◆ **Exercise**:
Select every line holding the word "components" and copy it.
○ ○ ○ ○
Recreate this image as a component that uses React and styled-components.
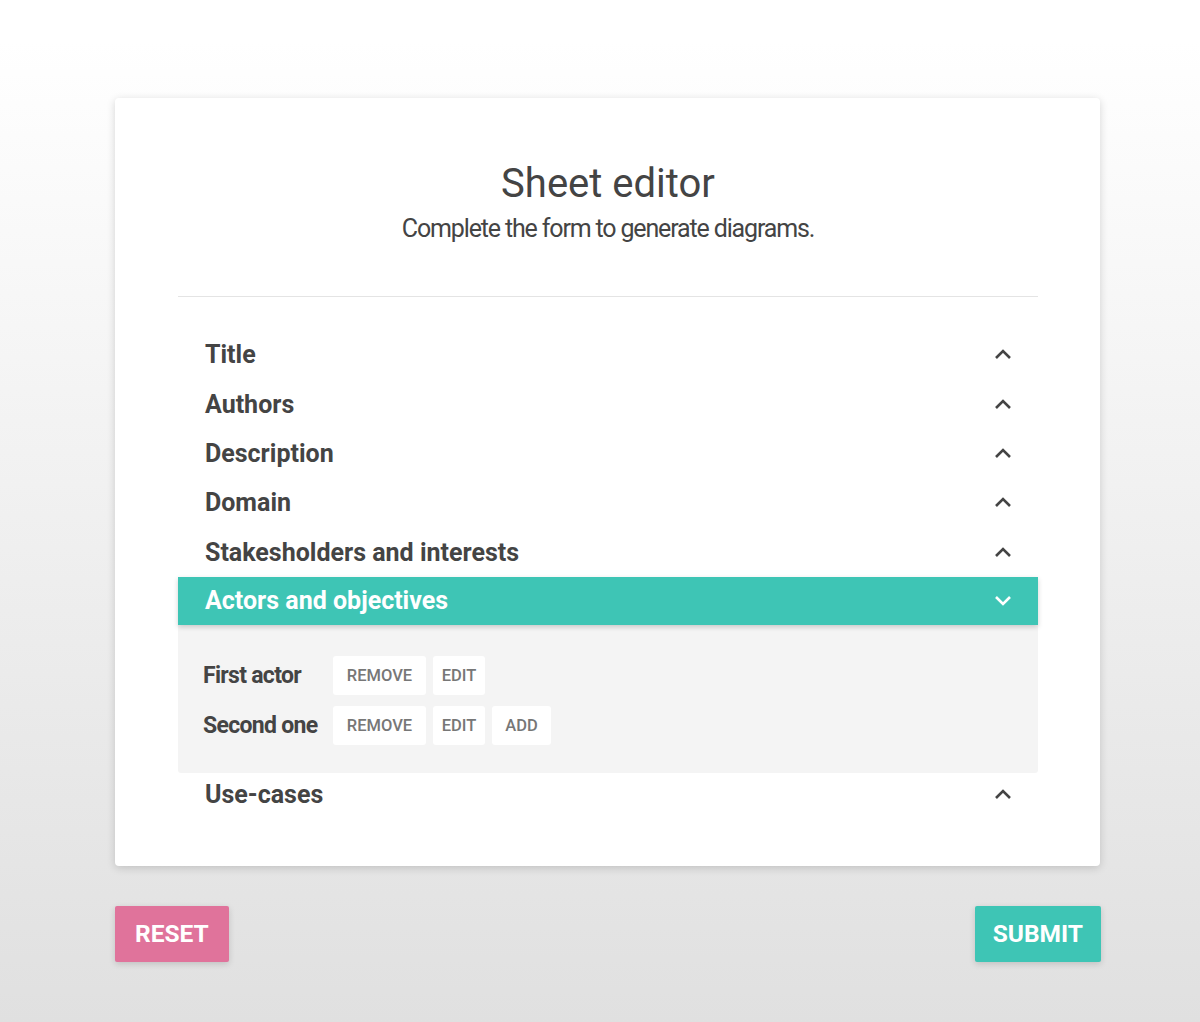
import React, { useState } from 'react';
import styled, { createGlobalStyle } from 'styled-components';

const GlobalStyle = createGlobalStyle`
    html, body {
        margin: 0;
        padding: 0;
    }
    body {
        font-family: Roboto, 'Liberation Sans', sans-serif;
        background: linear-gradient(to bottom, #ffffff 4%, #e0e0e0 100%);
        min-height: 1022px;
        color: #444;
    }
`

//style
const Page = styled.div`
    width: 986px;
    padding: 98px 0 60px 115px;
`

const Card = styled.div`
    width: 985px;
    box-sizing: border-box;
    background: #fff;
    border-radius: 4px;
    box-shadow: 0 2px 8px rgba(0, 0, 0, 0.16);
    padding: 62px 62px 50px 63px;
`

const Header = styled.div`
    text-align: center;

    h1 {
        margin: 0;
        font-size: 40px;
        line-height: 48px;
        font-weight: 400;
        color: #444;
    }

    p {
        margin: 6px 0 0;
        font-size: 25px;
        line-height: 30px;
        letter-spacing: -1.15px;
        color: #444;
    }
`

const Divider = styled.hr`
    border: none;
    border-top: 1px solid #e4e4e4;
    margin: 52px 0 33px;
`

const Row = styled.div`
    height: ${pr => pr.h || 49.4}px;
    display: flex;
    align-items: center;
    justify-content: space-between;
    padding: 0 27px;
    cursor: pointer;
    background: ${pr => pr.open ? '#3ec5b5' : 'transparent'};
    color: ${pr => pr.open ? '#fff' : '#444'};
    box-shadow: ${pr => pr.open ? '0 2px 5px rgba(0,0,0,0.18)' : 'none'};
    position: relative;
    z-index: 1;

    span {
        font-size: 25px;
        font-weight: 700;
    }

    svg {
        margin-right: -1px;
    }
`

const Panel = styled.div`
    background: #f4f4f4;
    border-radius: 0 0 3px 3px;
    padding: 31px 25px 28px;
    display: flex;
    flex-direction: column;
    gap: 11px;
`

const ActorRow = styled.div`
    display: flex;
    align-items: center;
    gap: 7px;
`

const ActorName = styled.div`
    width: 123px;
    font-size: 23px;
    font-weight: 700;
    letter-spacing: -0.7px;
    color: #444;
`

const SmallButton = styled.button`
    width: ${pr => pr.w}px;
    height: 39px;
    padding: 0;
    border: none;
    border-radius: 3px;
    background: #fff;
    color: #777;
    font-family: Roboto, 'Liberation Sans', sans-serif;
    font-size: 16.5px;
    font-weight: 500;
    cursor: pointer;
`

const Footer = styled.div`
    display: flex;
    justify-content: space-between;
    margin-top: 40px;
`

const BigButton = styled.button`
    height: 56px;
    padding: 0 ${pr => pr.pad}px;
    border: none;
    border-radius: 2px;
    background: ${pr => pr.color};
    color: #fff;
    font-family: Roboto, 'Liberation Sans', sans-serif;
    font-size: 24.5px;
    font-weight: 700;
    box-shadow: 0 2px 6px rgba(0, 0, 0, 0.15);
    cursor: pointer;
`
//end style

const Chevron = ({ down, color }) => (
    <svg width="18" height="11" viewBox="0 0 18 11">
        <polyline
            points={down ? '2,2 9,9 16,2' : '2,9 9,2 16,9'}
            fill="none"
            stroke={color}
            strokeWidth="2.6"
        />
    </svg>
)

const sections = [
    'Title',
    'Authors',
    'Description',
    'Domain',
    'Stakesholders and interests',
    'Actors and objectives',
    'Use-cases',
]

export default function App() {
    const [open, setOpen] = useState('Actors and objectives')

    return (
        <Page>
            <GlobalStyle />
            <Card>
                <Header>
                    <h1>Sheet editor</h1>
                    <p>Complete the form to generate diagrams.</p>
                </Header>
                <Divider />
                {sections.map(s => (
                    <div key={s}>
                        <Row
                            open={open === s}
                            h={s === 'Use-cases' ? 43 : s === 'Actors and objectives' ? 48 : 49.4}
                            onClick={() => setOpen(open === s ? '' : s)}
                        >
                            <span>{s}</span>
                            <Chevron down={open === s} color={open === s ? '#fff' : '#444'} />
                        </Row>
                        {open === s && s === 'Actors and objectives' && (
                            <Panel>
                                <ActorRow>
                                    <ActorName>First actor</ActorName>
                                    <SmallButton w={93}>REMOVE</SmallButton>
                                    <SmallButton w={52}>EDIT</SmallButton>
                                </ActorRow>
                                <ActorRow>
                                    <ActorName>Second one</ActorName>
                                    <SmallButton w={93}>REMOVE</SmallButton>
                                    <SmallButton w={52}>EDIT</SmallButton>
                                    <SmallButton w={59}>ADD</SmallButton>
                                </ActorRow>
                            </Panel>
                        )}
                    </div>
                ))}
            </Card>
            <Footer>
                <BigButton color="#e0739b" pad={20}>RESET</BigButton>
                <BigButton color="#3ec5b5" pad={18}>SUBMIT</BigButton>
            </Footer>
        </Page>
    )
}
○ ○ ○ ○
◆ **Reply**:
Recreate this image as a component that uses React and styled-components.
import styled, { createGlobalStyle } from 'styled-components';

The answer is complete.